Traci Lords

The recent good spell of weather has lead to plenty of action. First up well traveled Lancashire duo Gaz Parry and Ian Vickers visited Kentmere and despatched most of the best problems at the Garburn Pass boulder, as well as grabbing a couple of first ascents: On The Skunt 7b/V8, climbs project 10 on the topo from sitting. F.A. Ian Vickers
Gaz managed to re-climb Paradigm minus it's missing hold at 7c/V9ish. Gaz explains his sequence - "Broken hold left hand as a shoulder with the right hand on an undercut, now right hand to cristally crack then (as on the original problem) a big move with your left hand to the small crimp and go again to the lip."

Next up John Gaskins has climbed the sit start proper to Subliminal at Heysham Head, commenting that it does not add a great deal of difficulty to the original low start 7c/V9, which is still the crux. John has also named his awesome new problem at Thorn Crag Return of the Fly (7c+/V10). This problem is described as "Johns Wall" on the topo and in the March edition of Climber magazine.
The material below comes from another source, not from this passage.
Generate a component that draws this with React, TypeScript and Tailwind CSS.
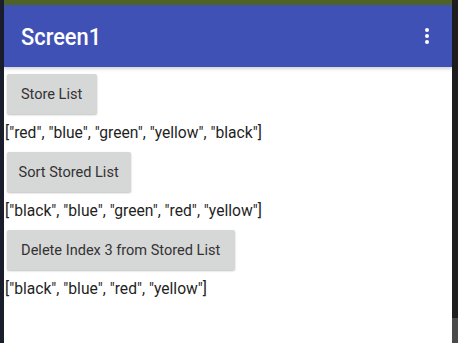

Finally, remember a few months back when we told you about a certain five star project at the Tilberthwaite Lad Stones? Well sorry its no longer a project! Greg Chapman, armed with the knowledge that John Gaskins had been for a look, pulled his finger out and climbed the line from standing to give Traci Lords, hard 7c+/V10. This superb line climbs project 4 listed on the topo i.e. the tilted wall in a small bay from opposing gaston edges upto a pinchy crimp then a big move to a reasonable hold out left, now sort your feet and go again with your left to a better hold match and slap up for the jug on the top-out ledge. This is probably the best pure hard problem in the Lakes - certainly in the mountains! Greg also climbed the sit start project to the 5+/V1 arete on the Tilted Boulder at around 7a+/V7, which is also very good if a little abrasive.